Sin dudas este es un proyecto al cual Edward Norton le ha volcado mucha pasión, oficiando tanto de director, como productor y actor principal. Claro que se trata de la versión cinematográfica de una novela homónima de Jonathan Lethem, que data de 1999, Huérfanos de Brooklyn, que sigue la odisea de un detective privado que padece síndrome de Tourette. La diferencia aquí es que Norton ambienta la historia en los años 50´.
La trama sigue a Lionel Essrog, un investigador que tiene tics involuntarios que lo hacen parpadear, sacudir la cabeza y soltar frases (muchas veces inoportunas), de manera inconsciente. Situación que lo lleva a ser tratado como un freak por parte de los demás, quienes no tienen idea de su brillante memoria fotográfica.

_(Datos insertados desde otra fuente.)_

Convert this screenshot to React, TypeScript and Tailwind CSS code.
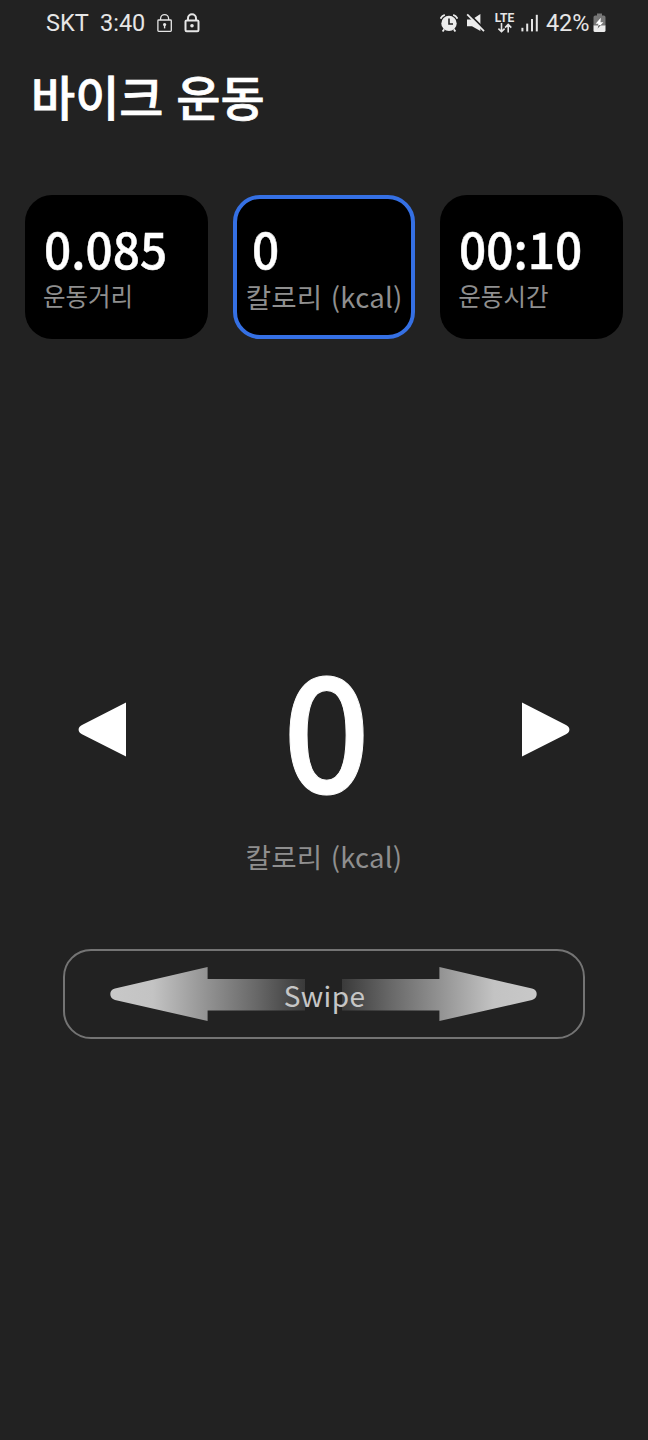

Tras el asesinato de Frank Minna (Bruce Willis), el mentor de Lionel (casi un padre), ya que lo acogió desde muy pequeño del orfanato, ofreciéndole trabajo en su agencia privada; la esposa (Leslie Mann) deja el lugar en manos del grupo que allí trabaja: Tony (Bobby Cannavale), Gil (Ethan Suplee) y Danny (Dallas Roberts). Pero será Lionel quien se obsesionará en descubrir quién mató a Frank y por qué.
Su incipiente investigación lo llevará a relacionarse con Laura Rose (Gugu Mbatha-Raw), una abogada y activista de la comunidad negra que vive encima de un club nocturno en Harlem, con quien tendrá un interés amoroso; y a descubrir todo un entramado de corrupción del poder político de New York, liderado por el “pez gordo” Moses Randolph (Alec Baldwin), quien no oculta su racismo y que ideológicamente hablando nos hacer recordar a Trump.
Si bien la cinta se extiende algo y por momentos se torna engorrosa en su argumento, Norton logra una transposición sólida poniendo en juego varios elementos del noir. Logra dar verosimilitud a un personaje algo desbordado, así como también que la narración fluya entre música de jazz, corrupción, misterios y asesinatos.
Pero lo que prevalece, sin dudas, es la química que se genera con Gugu Mbatha-Raw; dos seres solitarios, necesitados de amor, que se encuentran en el momento más perfectamente imperfecto. Más allá de ciertos defectos narrativos, el amor por esta historia y sus personajes traspasa la pantalla. Punto a favor de Edward Norton.